You could use regexp to do this, but a much more elegant way (IMHO) is to replace the substring that you want to split on by a character that is not present in the original string and then use split. The choice of that character is of course a bit delicate and the method is limited to fixed substrings.
Still, the code is simple:
set list [split [string map [list $substring $splitchar] $string] $splitchar]
Now, what character could you choose for $splitchar? One fascinating choice is \u0080 - it is part of a region of the UNICODE character map that is more or less forbidden or reserved. It means that it is very unlikely to be present in the original string (unless that is a binary string of course, in which case most if not all bets are off, but splitting binary strings is a rare and dangerous thing anyway).
WJP 2006-08-10: \u0080 is fairly safe but you can't be quite sure since it is a legal Unicode control character. A better choice is \uFFFE or \uFFFF. Both are guaranteed not to be characters and so are absolutely safe.
JMN 2006-11-02:
My timings indicate the above method is about 10x faster than textutil::splitx
However.. Tcl's split alone on a single-char separator is 4x faster again.
I'd love to see a multi-character 'split' in the core. string split perhaps?
Lars H, 2008-07-18: Thinking about that same idea, I believe the following syntax may be appropriate for a split extended that way:
: '''split''' ''text'' ?''string'' ''list'' ...? ?''chars''?
The text is the string to split. Each string is a (possibly multicharacter) string at which it might be split, and when such a split occurs, the elements of the following list are appended to the result before processing resumes on the rest of the string. The chars are split-characters, as in current Tcl.
The idea of the list arguments is that sometimes you want to split on several substrings, but you also want to know which one it was at each position; current split doesn't provide that information.

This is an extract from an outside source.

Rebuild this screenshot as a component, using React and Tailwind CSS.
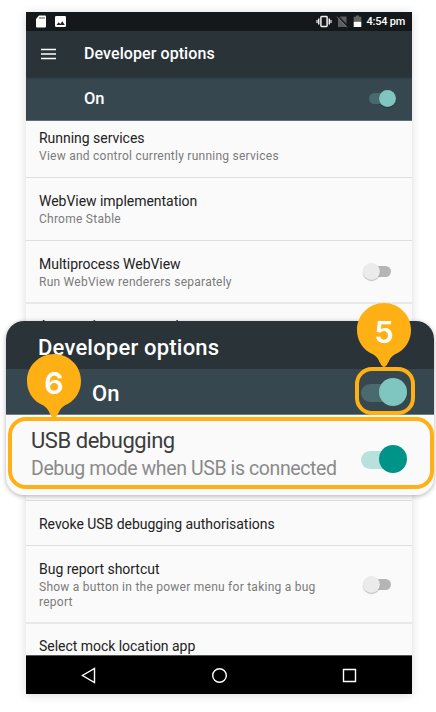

With the above you could do
split {1+1-3+4-2} + plus - minus
to get
1 plus 1 minus 3 plus 4 minus 2
or
split {1+1-3+4-2} + {} - minus
to get
1 1 minus 3 4 minus 2
However, one could probably use clever combinations of regexp -all, regsub, and/or string map to get this effect as well, so it's no great leap in expressive power.
PYK 2016-02-16:
The following procedure, splitstr, splits a string on the regular expressions in $exprs and returns a list where each item is a two-item list containing the text leading up to the text that matched an expression, along with the text that matched the expression, such that concatenating all these yields the original text.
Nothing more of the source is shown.